Hey, so I haven’t blogged in like forever, but I was just ten minutes ago feeling the restrictions of the interwebs and I thought to myself, I wish I had a platform where I could post pictures and words together in unlimited space and Facebook not have the rights to it… and I remembered I own a dot-com. Whoop. It’s like finding money in your coat pocket, except not as useful.
You just bought a film camera off the Bay, imagine, and when it turns up its less than perfect so you rush to tell the seller you hate him, but wait. All it needs is some TLC. So take the lens off, and the neck/wrist strap and take the batteries out of the battery compartment and throw them away, unless the seller told you they were new.
Get a duster and lay the camera on it and assess it. First thing you might check is the leathers. Not only do these go wrong over time, but they are easy to replace, fun to replace and they make the camera look brand new. The picture here shows the Minolta leathers have shrunk away from the rim around them – that’s kinda what Minolta leathers do. So you’re gonna want to check out Rikuo’s website or Morgan’s. Buy a leather kit and then strip off the old leather which comes away easy.

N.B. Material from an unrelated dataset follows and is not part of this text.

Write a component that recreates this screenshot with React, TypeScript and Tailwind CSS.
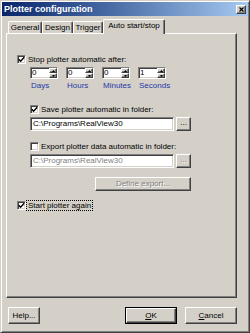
const sunken =
  "border-t border-l border-b border-r border-t-[#808080] border-l-[#808080] border-b-white border-r-white shadow-[inset_1px_1px_0_#404040,inset_-1px_-1px_0_#d4d0c8]";
const raised =
  "border-t border-l border-b border-r border-t-white border-l-white border-b-[#404040] border-r-[#404040] shadow-[inset_-1px_-1px_0_#808080]";

function Check({ checked }: { checked?: boolean }) {
  return (
    <span className={`flex h-[9px] w-[9px] shrink-0 items-center justify-center bg-white ${sunken}`}>
      {checked && (
        <svg width="7" height="7" viewBox="0 0 7 7">
          <path d="M0.8 3.2 L2.6 5.2 L6.2 1.2" stroke="#000" strokeWidth="1.4" fill="none" />
        </svg>
      )}
    </span>
  );
}

function Spinner({ value, label }: { value: string; label: string }) {
  return (
    <div className="flex w-[28px] flex-col">
      <div className={`flex h-[12px] w-[28px] bg-white ${sunken}`}>
        <span className="flex-1 pl-[1px] text-[8px] leading-[10px]">{value}</span>
        <div className="flex w-[8px] flex-col bg-[#d4d0c8]">
          <div className={`flex h-[5px] items-center justify-center ${raised}`}>
            <svg width="3" height="2" viewBox="0 0 3 2">
              <path d="M1.5 0 L3 2 L0 2 Z" fill="#000" />
            </svg>
          </div>
          <div className={`flex h-[5px] items-center justify-center ${raised}`}>
            <svg width="3" height="2" viewBox="0 0 3 2">
              <path d="M0 0 L3 0 L1.5 2 Z" fill="#000" />
            </svg>
          </div>
        </div>
      </div>
      <span className="mt-[2px] h-[9px] pl-[1px] text-[8px] leading-[9px] text-[#2439a8]">{label}</span>
    </div>
  );
}

function Tab({ label, active, w }: { label: string; active?: boolean; w: string }) {
  return (
    <div
      className={`${w} flex items-center justify-center rounded-t-[2px] border-t border-l border-r border-t-white border-l-white border-r-[#404040] bg-[#d4d0c8] shadow-[inset_-1px_0_0_#808080] text-[8px] ${
        active ? "relative z-10 -mb-px h-[15px] pb-[2px]" : "h-[12px]"
      }`}
    >
      {label}
    </div>
  );
}

export default function App() {
  return (
    <div
      className="flex h-[333px] w-[250px] flex-col border-t border-l border-b border-r border-t-[#d4d0c8] border-l-[#d4d0c8] border-b-[#404040] border-r-[#404040] bg-[#d4d0c8] p-px text-black shadow-[inset_1px_1px_0_#fff,inset_-1px_-1px_0_#808080]"
      style={{ fontFamily: '"Liberation Sans", Arial, sans-serif' }}
    >
      <div className="flex h-[14px] items-center justify-between bg-gradient-to-r from-[#0a246a] to-[#a6caf0] pl-[2px] pr-[2px]">
        <span className="text-[9px] font-bold leading-none text-white">Plotter configuration</span>
        <div className={`flex h-[9px] w-[10px] items-center justify-center bg-[#d4d0c8] ${raised}`}>
          <svg width="5" height="5" viewBox="0 0 5 5">
            <path d="M0.5 0.5 L4.5 4.5 M4.5 0.5 L0.5 4.5" stroke="#000" strokeWidth="1.2" />
          </svg>
        </div>
      </div>

      <div className="mt-[3px] flex h-[14px] items-end pl-[6px]">
        <Tab label="General" w="w-[34px]" />
        <Tab label="Design" w="w-[31px]" />
        <Tab label="Trigger" w="w-[30px]" />
        <Tab label="Auto start/stop" w="w-[62px]" active />
      </div>

      <div className="ml-[4px] flex h-[265px] w-[231px] flex-col border-t border-l border-b border-r border-t-white border-l-white border-b-[#404040] border-r-[#404040] pl-[10px] pt-[21px] text-[8px] shadow-[inset_-1px_-1px_0_#808080]">
        <label className="flex h-[9px] items-center gap-[2px]">
          <Check checked />
          <span className="leading-none">Stop plotter automatic after:</span>
        </label>

        <div className="ml-[13px] flex flex-col">
          <div className="mt-[3px] flex gap-[8px]">
            <Spinner value="0" label="Days" />
            <Spinner value="0" label="Hours" />
            <Spinner value="0" label="Minutes" />
            <Spinner value="1" label="Seconds" />
          </div>

          <label className="mt-[15px] flex h-[9px] items-center gap-[2px]">
            <Check checked />
            <span className="leading-none">Save plotter automatic in folder:</span>
          </label>
          <div className="mt-[3px] flex w-[161px] gap-[2px]">
            <div className={`flex h-[14px] w-[146px] items-center bg-white pl-[2px] ${sunken}`}>C:\Programs\RealView30</div>
            <div className={`flex h-[14px] w-[15px] items-center justify-center pb-[2px] ${raised}`}>...</div>
          </div>

          <label className="mt-[11px] flex h-[9px] items-center gap-[2px]">
            <Check />
            <span className="leading-none">Export plotter data automatic in folder:</span>
          </label>
          <div className="mt-[3px] flex w-[161px] gap-[2px]">
            <div className={`flex h-[14px] w-[146px] items-center bg-white pl-[2px] text-[#808080] ${sunken}`}>
              C:\Programs\RealView30
            </div>
            <div className={`flex h-[14px] w-[15px] items-center justify-center pb-[2px] text-[#808080] [text-shadow:1px_1px_0_#fff] ${raised}`}>
              ...
            </div>
          </div>
          <div className="mt-[9px] flex w-[161px] justify-end">
            <div className={`flex h-[14px] w-[96px] items-center justify-center text-[#808080] [text-shadow:1px_1px_0_#fff] ${raised}`}>
              Define export...
            </div>
          </div>
        </div>

        <label className="mt-[10px] flex h-[9px] items-center gap-[1px]">
          <Check checked />
          <span className="px-px leading-[9px] outline outline-1 outline-dotted outline-black">Start plotter again</span>
        </label>
      </div>

      <div className="mt-[9px] flex items-center pl-[6px] pr-[11px] text-[8px]">
        <div className={`flex h-[17px] w-[32px] items-center justify-center ${raised}`}>Help...</div>
        <div className="flex-1" />
        <div className="flex h-[17px] w-[52px] border border-black">
          <div className={`flex flex-1 items-center justify-center ${raised}`}>
            <span>
              <span className="underline">O</span>K
            </span>
          </div>
        </div>
        <div className={`ml-[8px] flex h-[17px] w-[52px] items-center justify-center ${raised}`}>
          <span>
            <span className="underline">C</span>ancel
          </span>
        </div>
      </div>
    </div>
  );
}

Now the next picture shows how your light seals might look – basically like a coal miner has sneezed them up. You basically soak them with lighter fluid with a paintbrush, then use a wooden BBQ skewer with a flat edge that you sharpen yourself, to scratch them off. Take care here, keep some baby wipes and Q-tips to hand and make sure the miner-snot comes out, and doesn’t drop in. I think it’s okay to gouge pretty hard, but when stuff drops on your mirror or viewfinder or shutter curtain you take it out piece by piece carefully. You gradually soak and remove all the bad stuff like this and if alternatively it looks like nice springy black foam leave it be, someone has already replaced it
Now you ideally need some black foam, but I’ve seen all sorts of household stuff used, like black wool, string, bits of black felt, soft black fabric or rubber. The foam costs about £3.50 a sheet off ebay though. Camera will look a bit like this now (below)- be warned with this specific model you’ll need to take the self timer off before you fit the new leather but that’s pretty easy.Replace the bits of foam which you stripped off, around the door. Actually, just do the strip along the door hinge where it meets the body, that’s the only bit I redo and I’ve never had a light leak. So you’ve found some black felt and done it with some PVA glue, took five minutes right? Now the hard bit.

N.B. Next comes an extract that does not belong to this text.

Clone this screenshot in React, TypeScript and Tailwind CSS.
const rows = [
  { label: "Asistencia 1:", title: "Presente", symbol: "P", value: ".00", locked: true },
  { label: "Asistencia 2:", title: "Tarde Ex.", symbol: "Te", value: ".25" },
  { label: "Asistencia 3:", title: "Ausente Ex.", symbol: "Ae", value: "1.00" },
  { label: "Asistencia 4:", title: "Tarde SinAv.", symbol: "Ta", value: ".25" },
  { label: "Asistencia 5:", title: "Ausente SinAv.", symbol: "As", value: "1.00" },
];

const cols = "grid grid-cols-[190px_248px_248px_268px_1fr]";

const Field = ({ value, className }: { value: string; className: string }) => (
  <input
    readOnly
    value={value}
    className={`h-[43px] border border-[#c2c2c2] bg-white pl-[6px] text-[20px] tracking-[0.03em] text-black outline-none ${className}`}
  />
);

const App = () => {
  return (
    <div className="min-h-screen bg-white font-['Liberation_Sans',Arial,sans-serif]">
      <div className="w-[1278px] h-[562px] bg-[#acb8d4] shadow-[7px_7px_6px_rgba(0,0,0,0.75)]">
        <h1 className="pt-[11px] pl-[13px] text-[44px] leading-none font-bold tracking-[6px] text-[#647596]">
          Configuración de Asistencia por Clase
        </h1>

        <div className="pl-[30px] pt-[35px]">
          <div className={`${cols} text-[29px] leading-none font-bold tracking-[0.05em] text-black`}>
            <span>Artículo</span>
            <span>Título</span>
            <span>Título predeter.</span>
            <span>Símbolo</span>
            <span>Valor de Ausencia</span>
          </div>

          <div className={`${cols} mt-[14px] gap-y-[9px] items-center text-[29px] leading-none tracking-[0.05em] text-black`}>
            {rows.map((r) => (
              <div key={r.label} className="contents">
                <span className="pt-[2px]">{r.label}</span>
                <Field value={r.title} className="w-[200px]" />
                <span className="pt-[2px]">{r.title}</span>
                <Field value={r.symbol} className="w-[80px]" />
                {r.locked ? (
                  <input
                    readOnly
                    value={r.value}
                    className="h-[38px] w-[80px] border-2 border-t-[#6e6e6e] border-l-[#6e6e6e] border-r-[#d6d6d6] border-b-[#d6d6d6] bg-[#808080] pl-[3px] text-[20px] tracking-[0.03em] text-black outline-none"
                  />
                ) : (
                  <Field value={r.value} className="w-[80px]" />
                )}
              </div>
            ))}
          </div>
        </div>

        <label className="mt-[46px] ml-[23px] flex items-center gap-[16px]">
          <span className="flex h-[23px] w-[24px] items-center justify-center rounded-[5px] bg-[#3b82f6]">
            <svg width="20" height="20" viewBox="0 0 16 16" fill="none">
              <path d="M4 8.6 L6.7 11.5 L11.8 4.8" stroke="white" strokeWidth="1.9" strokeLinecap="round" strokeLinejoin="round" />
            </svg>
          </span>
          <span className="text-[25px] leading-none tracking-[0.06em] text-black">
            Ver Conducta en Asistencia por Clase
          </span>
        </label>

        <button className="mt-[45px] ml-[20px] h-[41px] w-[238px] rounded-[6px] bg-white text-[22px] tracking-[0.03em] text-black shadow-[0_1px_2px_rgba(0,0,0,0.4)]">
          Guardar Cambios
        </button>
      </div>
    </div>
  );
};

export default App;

The inside of your camera, behind the lens needs to be amazeballs-clean. So what you can see in the picture here has a dampener of foam around it, if its sticky you need to replace it with tiny strips of the same black felt. Meh, its not easy. Keep checking the viewfinder as you go to make sure you’re not obscuring the clear view. But what is important it needs to look as clean as mine, ahem, yep mines pretty clean and now it has its yellow leather on from Rikuo!! And since my Minolta has film in it now here’s a picture of my Ricoh with some new strips of foam on the backdoor, but its overkill really you only need to worry about the hinge strip.

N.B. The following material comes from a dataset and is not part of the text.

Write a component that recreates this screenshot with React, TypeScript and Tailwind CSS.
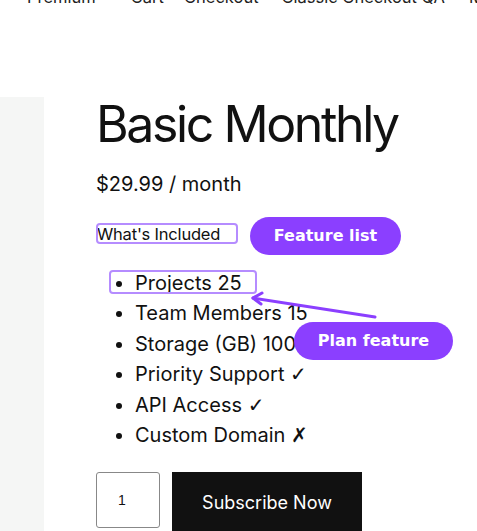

I think the next job is to get a pencil with a clean eraser on the end and give the battery compartment a rub to remove any grease and nasty bits. Use a Q-tip and some camera cleaning fluid (buy on ebay) to clean the mirror and any fragile parts. Then I get some baby wipes and wipe down the whole camera, apart from the fragile bits.
So your camera has new leather, new light seals, an internal clean and an external clean. Avoid using brasso or polish on the steel because it gunks up the dials. Baby wipes are pretty good at getting it shiny. Fit your new battery and a film and you’re ready to go. However if its newly bought off the Bay you might want to check the dials all work before the film goes in. A fresh battery should get your light meter working, check it against your digital camera. Shoot a few frames with the back door open and no film in so you can see the curtain opening and the mirror flipping, then adjust the shutter speed and look for the difference. Lastly check the aperture blades on your lens. Its a real pain to clean inside a lens, although its possible. Hopefully your blades are free of oil and smudges and move easily. Just use a lens cleaning cloth to buff up the glass and then attach it to the camera. finally get back on eBay and buy the right skylight/UV filter for the end of the lens, and maybe a leather case so your camera is well protected. Now you’re ready to shoot with film, ask any questions below.